Freeze drying is not just about shelf life — it’s about locking in nutrients at their peak. Compared to dehydration or aging in the fridge, freeze-dried microgreens deliver unmatched potency, stability, and versatility.
At Natural Yield, we freeze dry our microgreens within hours of harvest to preserve their full nutritional value. Whether fresh or powdered, you can trust that you’re getting maximum nutrition, delivered naturally.
References
Davis et al., 2004. Changes in USDA Nutrient Content Data. HortScience
USDA Nutrient Retention Factors Database
Xiao et al., 2012. Nutritional Comparison of Broccoli Microgreens. J Agric Food Chem
Ratti, C. (2001). Hot air and freeze-drying of high-value foods: A review. Journal of Food Engineering, 49(4), 311-319.

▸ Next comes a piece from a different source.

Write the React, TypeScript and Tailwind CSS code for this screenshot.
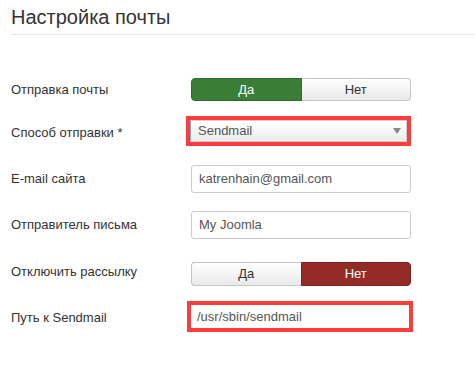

USDA ARS Nutrient Data Laboratory – Database of nutrient retention factors.
Ciurzyńska, A., & Lenart, A. (2011). Freeze-drying – application in food processing and biotechnology. Polish Journal of Food and Nutrition Sciences.
Shofian, N.M. et al. (2011). Effect of drying on the antioxidant activity of selected tropical fruits. International Food Research Journal, 18(3), 1047-1054.
Disclaimer: The information provided in this article is for educational and informational purposes only and is not intended as medical advice. It is not a substitute for professional medical advice, diagnosis, or treatment. Always seek the advice of a qualified healthcare provider with any questions you may have regarding a medical condition. The author and publisher of this article are not responsible for any adverse effects or consequences resulting from the use of any suggestions, preparations, or procedures described in this article.